After graduating with an architecture degree at the Technical University of Berlin, Kéré went on to build Gando Primary School, standing as the first school in the village in which he grew up as his diploma project in 2004. The project was later recognized with the prestigious Aga Khan Award for Architecture within the same year. Based in both Germany and Burkina Faso, Kéré Architecture seeks to develop works in the ‘intersection of utopia and pragmatism’, exploring the border between Western architecture and local practice.
Kéré is presently well-versed in the manner of working with local materials such as wood and clay, with the local community very often identifying traditional materials with a premodern stage of development. Although materials such as the likes of clay are attached to preconceived notions of poverty, Kéré’s firm transformed it and utilized it for the creation of a building deemed successful.
Kéré notes, “If we learn to build with local materials, we have a future. Architecture can bring a lot to a local society like mine. Architecture makes people proud, simply proud.
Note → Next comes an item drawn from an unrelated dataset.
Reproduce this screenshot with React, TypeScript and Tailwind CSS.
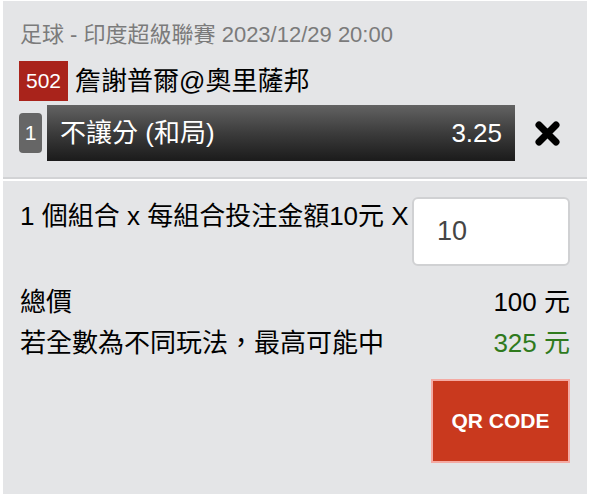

And that can generate a lot of energy.” Kéré describes architecture as a social process, serving the purpose of integrating the individuals you build for, making them feel as if the project is just as much theirs, as much as it is yours, as the architect.
To believe is the first step towards opportunities for innovation, and naturally, people become part of it. The association of community is something Kéré holds dear, as he desires for them to actively participate in the process. Kéré’s work gained national recognition as a result of these elements, notably on the involvement of the inhabitants of his village in the construction of his works to combine ethical commitment, environmental efficiency, and aesthetic quality.
Additionally, there is an element of identification with the buildings in which they are called to take pride, developing works going beyond the conventional limits of architecture, touching on themes such as local economy, migration, culture, and equity. Kéré notes this feeling, this identity catalyst, as one of the strongest experiences – the notion of understanding the common value that is: ‘we made it.’
Francis Kéré shows us that architecture can be universal and still a thrill in a successful move to inspire the local community. Following Kéré’s influence, architecture has since formed a pedagogical function, showing that the future can be a little colorful.